■ **INFORMATION SUPPLIED**:
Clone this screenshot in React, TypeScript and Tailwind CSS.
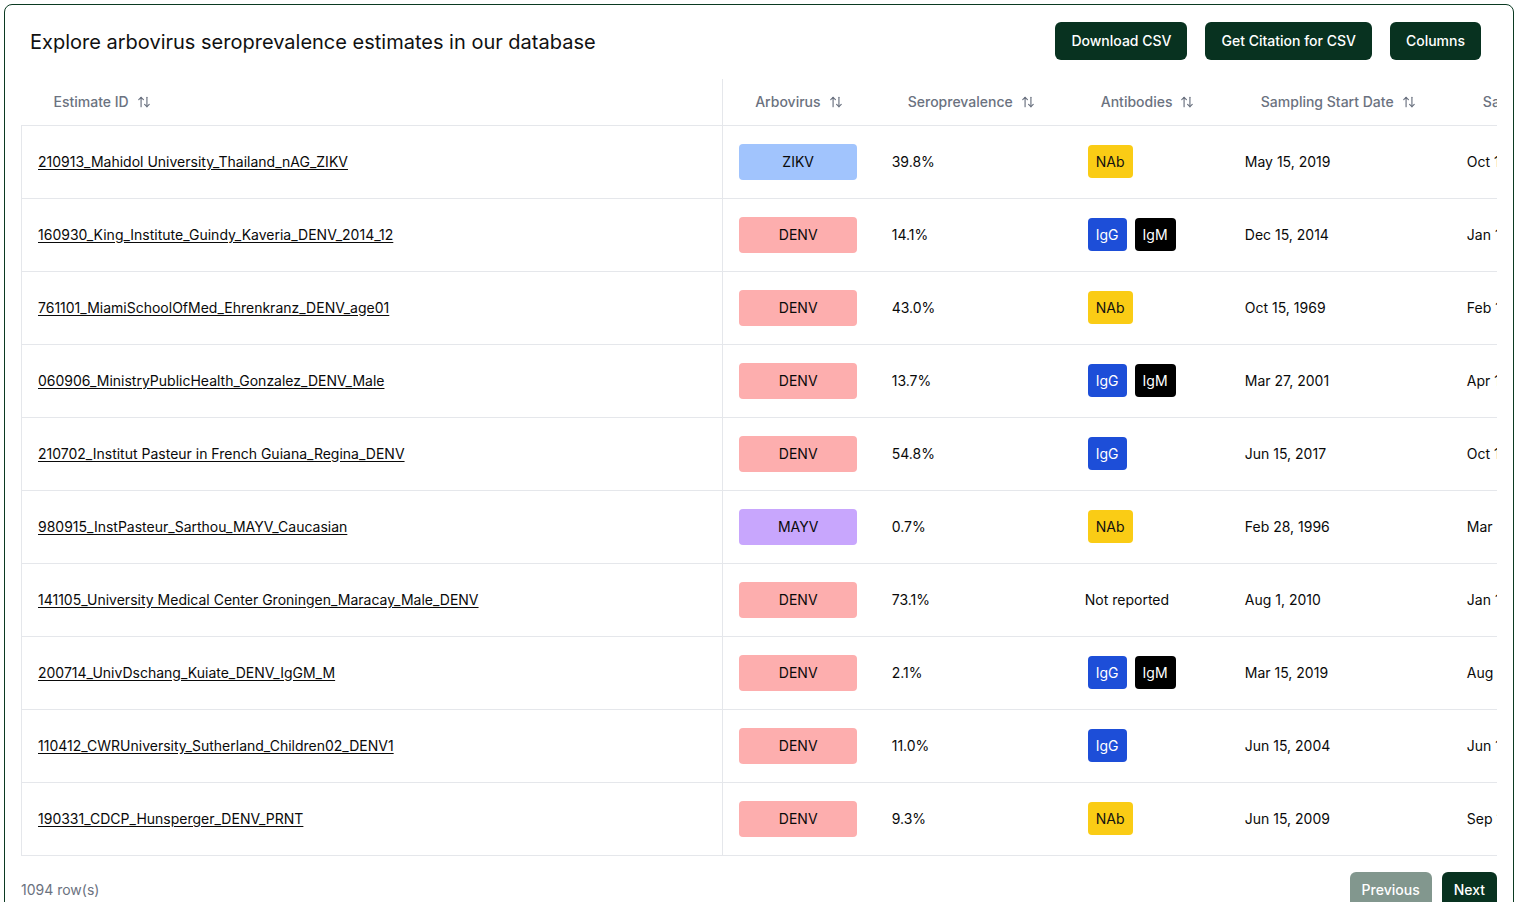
import { ArrowUpDown } from "lucide-react";

type Row = {
  id: string;
  arbovirus: "ZIKV" | "DENV" | "MAYV";
  seroprevalence: string;
  antibodies: string[];
  start: string;
  end: string;
};

const rows: Row[] = [
  { id: "210913_Mahidol University_Thailand_nAG_ZIKV", arbovirus: "ZIKV", seroprevalence: "39.8%", antibodies: ["NAb"], start: "May 15, 2019", end: "Oct 15, 2019" },
  { id: "160930_King_Institute_Guindy_Kaveria_DENV_2014_12", arbovirus: "DENV", seroprevalence: "14.1%", antibodies: ["IgG", "IgM"], start: "Dec 15, 2014", end: "Jan 15, 2015" },
  { id: "761101_MiamiSchoolOfMed_Ehrenkranz_DENV_age01", arbovirus: "DENV", seroprevalence: "43.0%", antibodies: ["NAb"], start: "Oct 15, 1969", end: "Feb 15, 1970" },
  { id: "060906_MinistryPublicHealth_Gonzalez_DENV_Male", arbovirus: "DENV", seroprevalence: "13.7%", antibodies: ["IgG", "IgM"], start: "Mar 27, 2001", end: "Apr 15, 2001" },
  { id: "210702_Institut Pasteur in French Guiana_Regina_DENV", arbovirus: "DENV", seroprevalence: "54.8%", antibodies: ["IgG"], start: "Jun 15, 2017", end: "Oct 15, 2017" },
  { id: "980915_InstPasteur_Sarthou_MAYV_Caucasian", arbovirus: "MAYV", seroprevalence: "0.7%", antibodies: ["NAb"], start: "Feb 28, 1996", end: "Mar 31, 1996" },
  { id: "141105_University Medical Center Groningen_Maracay_Male_DENV", arbovirus: "DENV", seroprevalence: "73.1%", antibodies: [], start: "Aug 1, 2010", end: "Jan 15, 2011" },
  { id: "200714_UnivDschang_Kuiate_DENV_IgGM_M", arbovirus: "DENV", seroprevalence: "2.1%", antibodies: ["IgG", "IgM"], start: "Mar 15, 2019", end: "Aug 15, 2019" },
  { id: "110412_CWRUniversity_Sutherland_Children02_DENV1", arbovirus: "DENV", seroprevalence: "11.0%", antibodies: ["IgG"], start: "Jun 15, 2004", end: "Jun 15, 2005" },
  { id: "190331_CDCP_Hunsperger_DENV_PRNT", arbovirus: "DENV", seroprevalence: "9.3%", antibodies: ["NAb"], start: "Jun 15, 2009", end: "Sep 15, 2009" },
];

const virusColour: Record<Row["arbovirus"], string> = {
  ZIKV: "bg-[#a1c4fd]",
  DENV: "bg-[#fdaeae]",
  MAYV: "bg-[#c8a6fd]",
};

const antibodyColour: Record<string, string> = {
  NAb: "bg-[#facc15] text-[#111]",
  IgG: "bg-[#1d4ed8] text-white",
  IgM: "bg-black text-white",
};

function SortHeader({ label }: { label: string }) {
  return (
    <span className="inline-flex items-center gap-2 px-4 text-sm font-medium whitespace-nowrap text-[#6b7280]">
      {label}
      <ArrowUpDown className="h-[14px] w-[14px]" strokeWidth={2} aria-hidden="true" />
    </span>
  );
}

export default function App() {
  return (
    <div className="min-h-screen bg-white pt-1 pl-1 pr-[5px] font-['Inter',sans-serif] text-[#0a0a0a]">
      <div className="rounded-lg border border-[#0b3a22] px-4 pt-[17px]">
        <div className="flex items-center justify-between">
          <h1 className="mt-[2px] pl-[9px] text-[20px] font-normal text-[#111]">
            Explore arbovirus seroprevalence estimates in our database
          </h1>
          <div className="flex gap-[18px] pr-4">
            {["Download CSV", "Get Citation for CSV", "Columns"].map((label) => (
              <button
                key={label}
                className="h-[38px] rounded-md bg-[#083220] px-4 text-sm font-medium text-white"
              >
                {label}
              </button>
            ))}
          </div>
        </div>

        <div className="mt-[19px] overflow-hidden">
          <table className="w-[1800px] table-fixed border-collapse text-sm">
            <colgroup>
              <col className="w-[701px]" />
              <col className="w-[153px]" />
              <col className="w-[193px]" />
              <col className="w-[160px]" />
              <col className="w-[222px]" />
              <col className="w-[220px]" />
              <col className="w-[150px]" />
            </colgroup>
            <thead>
              <tr className="h-[46px] border-b border-[#e5e7eb] text-left">
                <th className="border-r border-[#e5e7eb] px-4 font-normal">
                  <SortHeader label="Estimate ID" />
                </th>
                <th className="px-4 font-normal"><SortHeader label="Arbovirus" /></th>
                <th className="px-4 font-normal"><SortHeader label="Seroprevalence" /></th>
                <th className="px-4 font-normal"><SortHeader label="Antibodies" /></th>
                <th className="px-4 font-normal"><SortHeader label="Sampling Start Date" /></th>
                <th className="px-4 font-normal"><SortHeader label="Sampling End Date" /></th>
                <th className="px-4 font-normal"><SortHeader label="Country" /></th>
              </tr>
            </thead>
            <tbody>
              {rows.map((row) => (
                <tr key={row.id} className="h-[73px] border-b border-[#e5e7eb]">
                  <td className="border-r border-l border-[#e5e7eb] px-4">
                    <a href="#" className="underline underline-offset-2">{row.id}</a>
                  </td>
                  <td className="px-4">
                    <div className={`flex h-9 w-[118px] items-center justify-center rounded ${virusColour[row.arbovirus]}`}>
                      {row.arbovirus}
                    </div>
                  </td>
                  <td className="px-4">{row.seroprevalence}</td>
                  <td className="px-4">
                    {row.antibodies.length === 0 ? (
                      "Not reported"
                    ) : (
                      <div className="ml-[3px] flex gap-2">
                        {row.antibodies.map((ab) => (
                          <span
                            key={ab}
                            className={`flex h-[33px] items-center rounded px-2 ${antibodyColour[ab]}`}
                          >
                            {ab}
                          </span>
                        ))}
                      </div>
                    )}
                  </td>
                  <td className="px-4">{row.start}</td>
                  <td className="px-4 whitespace-nowrap">{row.end}</td>
                  <td className="px-4">—</td>
                </tr>
              ))}
            </tbody>
          </table>
        </div>

        <div className="flex items-center justify-between py-4">
          <span className="text-sm text-[#6b7280]">1094 row(s)</span>
          <div className="flex gap-[10px]">
            <button disabled className="h-9 rounded-md bg-[#083220] px-3 text-sm font-medium text-white opacity-50">
              Previous
            </button>
            <button className="h-9 rounded-md bg-[#083220] px-3 text-sm font-medium text-white">
              Next
            </button>
          </div>
        </div>
      </div>
    </div>
  );
}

■ **EXERCISE GOAL**: Reproduce the material word for word, minus the images.

■ **EXERCISE RESULT**:
Clone this screenshot in React, TypeScript and Tailwind CSS.
import { ArrowUpDown } from "lucide-react";

type Row = {
  id: string;
  arbovirus: "ZIKV" | "DENV" | "MAYV";
  seroprevalence: string;
  antibodies: string[];
  start: string;
  end: string;
};

const rows: Row[] = [
  { id: "210913_Mahidol University_Thailand_nAG_ZIKV", arbovirus: "ZIKV", seroprevalence: "39.8%", antibodies: ["NAb"], start: "May 15, 2019", end: "Oct 15, 2019" },
  { id: "160930_King_Institute_Guindy_Kaveria_DENV_2014_12", arbovirus: "DENV", seroprevalence: "14.1%", antibodies: ["IgG", "IgM"], start: "Dec 15, 2014", end: "Jan 15, 2015" },
  { id: "761101_MiamiSchoolOfMed_Ehrenkranz_DENV_age01", arbovirus: "DENV", seroprevalence: "43.0%", antibodies: ["NAb"], start: "Oct 15, 1969", end: "Feb 15, 1970" },
  { id: "060906_MinistryPublicHealth_Gonzalez_DENV_Male", arbovirus: "DENV", seroprevalence: "13.7%", antibodies: ["IgG", "IgM"], start: "Mar 27, 2001", end: "Apr 15, 2001" },
  { id: "210702_Institut Pasteur in French Guiana_Regina_DENV", arbovirus: "DENV", seroprevalence: "54.8%", antibodies: ["IgG"], start: "Jun 15, 2017", end: "Oct 15, 2017" },
  { id: "980915_InstPasteur_Sarthou_MAYV_Caucasian", arbovirus: "MAYV", seroprevalence: "0.7%", antibodies: ["NAb"], start: "Feb 28, 1996", end: "Mar 31, 1996" },
  { id: "141105_University Medical Center Groningen_Maracay_Male_DENV", arbovirus: "DENV", seroprevalence: "73.1%", antibodies: [], start: "Aug 1, 2010", end: "Jan 15, 2011" },
  { id: "200714_UnivDschang_Kuiate_DENV_IgGM_M", arbovirus: "DENV", seroprevalence: "2.1%", antibodies: ["IgG", "IgM"], start: "Mar 15, 2019", end: "Aug 15, 2019" },
  { id: "110412_CWRUniversity_Sutherland_Children02_DENV1", arbovirus: "DENV", seroprevalence: "11.0%", antibodies: ["IgG"], start: "Jun 15, 2004", end: "Jun 15, 2005" },
  { id: "190331_CDCP_Hunsperger_DENV_PRNT", arbovirus: "DENV", seroprevalence: "9.3%", antibodies: ["NAb"], start: "Jun 15, 2009", end: "Sep 15, 2009" },
];

const virusColour: Record<Row["arbovirus"], string> = {
  ZIKV: "bg-[#a1c4fd]",
  DENV: "bg-[#fdaeae]",
  MAYV: "bg-[#c8a6fd]",
};

const antibodyColour: Record<string, string> = {
  NAb: "bg-[#facc15] text-[#111]",
  IgG: "bg-[#1d4ed8] text-white",
  IgM: "bg-black text-white",
};

function SortHeader({ label }: { label: string }) {
  return (
    <span className="inline-flex items-center gap-2 px-4 text-sm font-medium whitespace-nowrap text-[#6b7280]">
      {label}
      <ArrowUpDown className="h-[14px] w-[14px]" strokeWidth={2} aria-hidden="true" />
    </span>
  );
}

export default function App() {
  return (
    <div className="min-h-screen bg-white pt-1 pl-1 pr-[5px] font-['Inter',sans-serif] text-[#0a0a0a]">
      <div className="rounded-lg border border-[#0b3a22] px-4 pt-[17px]">
        <div className="flex items-center justify-between">
          <h1 className="mt-[2px] pl-[9px] text-[20px] font-normal text-[#111]">
            Explore arbovirus seroprevalence estimates in our database
          </h1>
          <div className="flex gap-[18px] pr-4">
            {["Download CSV", "Get Citation for CSV", "Columns"].map((label) => (
              <button
                key={label}
                className="h-[38px] rounded-md bg-[#083220] px-4 text-sm font-medium text-white"
              >
                {label}
              </button>
            ))}
          </div>
        </div>

        <div className="mt-[19px] overflow-hidden">
          <table className="w-[1800px] table-fixed border-collapse text-sm">
            <colgroup>
              <col className="w-[701px]" />
              <col className="w-[153px]" />
              <col className="w-[193px]" />
              <col className="w-[160px]" />
              <col className="w-[222px]" />
              <col className="w-[220px]" />
              <col className="w-[150px]" />
            </colgroup>
            <thead>
              <tr className="h-[46px] border-b border-[#e5e7eb] text-left">
                <th className="border-r border-[#e5e7eb] px-4 font-normal">
                  <SortHeader label="Estimate ID" />
                </th>
                <th className="px-4 font-normal"><SortHeader label="Arbovirus" /></th>
                <th className="px-4 font-normal"><SortHeader label="Seroprevalence" /></th>
                <th className="px-4 font-normal"><SortHeader label="Antibodies" /></th>
                <th className="px-4 font-normal"><SortHeader label="Sampling Start Date" /></th>
                <th className="px-4 font-normal"><SortHeader label="Sampling End Date" /></th>
                <th className="px-4 font-normal"><SortHeader label="Country" /></th>
              </tr>
            </thead>
            <tbody>
              {rows.map((row) => (
                <tr key={row.id} className="h-[73px] border-b border-[#e5e7eb]">
                  <td className="border-r border-l border-[#e5e7eb] px-4">
                    <a href="#" className="underline underline-offset-2">{row.id}</a>
                  </td>
                  <td className="px-4">
                    <div className={`flex h-9 w-[118px] items-center justify-center rounded ${virusColour[row.arbovirus]}`}>
                      {row.arbovirus}
                    </div>
                  </td>
                  <td className="px-4">{row.seroprevalence}</td>
                  <td className="px-4">
                    {row.antibodies.length === 0 ? (
                      "Not reported"
                    ) : (
                      <div className="ml-[3px] flex gap-2">
                        {row.antibodies.map((ab) => (
                          <span
                            key={ab}
                            className={`flex h-[33px] items-center rounded px-2 ${antibodyColour[ab]}`}
                          >
                            {ab}
                          </span>
                        ))}
                      </div>
                    )}
                  </td>
                  <td className="px-4">{row.start}</td>
                  <td className="px-4 whitespace-nowrap">{row.end}</td>
                  <td className="px-4">—</td>
                </tr>
              ))}
            </tbody>
          </table>
        </div>

        <div className="flex items-center justify-between py-4">
          <span className="text-sm text-[#6b7280]">1094 row(s)</span>
          <div className="flex gap-[10px]">
            <button disabled className="h-9 rounded-md bg-[#083220] px-3 text-sm font-medium text-white opacity-50">
              Previous
            </button>
            <button className="h-9 rounded-md bg-[#083220] px-3 text-sm font-medium text-white">
              Next
            </button>
          </div>
        </div>
      </div>
    </div>
  );
}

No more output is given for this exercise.